Findings from Matthew Sachs, PhD, student at the University of Southern California, suggest that your aesthetic response to music is reflective of the connectivity of your brain. Sachs details that if you get goosebumps while listening to music, you possess, "a higher volume of fibers that connects [your] auditory cortex to the areas associated with emotional processing." Simply put, the appearance of goosebumps on your skin also reveals your ability to get in touch with how you feel, which may involve a wider range of emotions than most.
In an interview with Quartz, Sachs also divulges his belief in music's untapped therapeutic potential. Not only can music be used to regulate emotions--many of us, for example, put on a song in order to feel a certain way or accommodate a certain mood--but these findings show that perhaps music can play a deeper role in therapeutic situations. "You could use music with a therapist to explore feelings," says Sachs, who hopes to have an impact on treating manic-depressive disorders.

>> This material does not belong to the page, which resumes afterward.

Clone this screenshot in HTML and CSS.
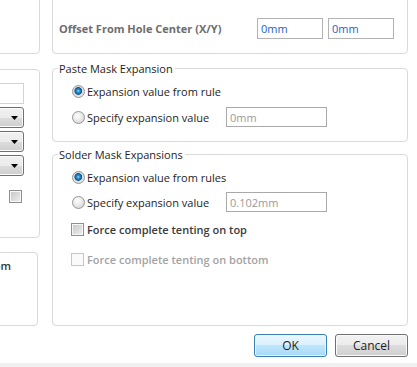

This isn't the first time researchers have analyzed what physiological reactions like goosebumps mean for listeners. One study shows that listeners who experienced frisson while listening to music also scored high for a personality trait known as "openness to experience," which typically indicates active imaginations, appreciation of beauty and nature, and a love of variety and experiences in life.
Looks like goosebumps really mean a lot more than we would initially think.
If you are wondering which song specifically can help you figure out if you are a living, breathing, and feeling human, just look for any song that gives you chills up your spine and goosebumps on your skin. Finding this song, of course, may require some exploring--luckily for you, findings in the journal, Psychology of Music, indicate that "those who intellectually immerse themselves in music" may experience goosebumps more often and much more intensely than others.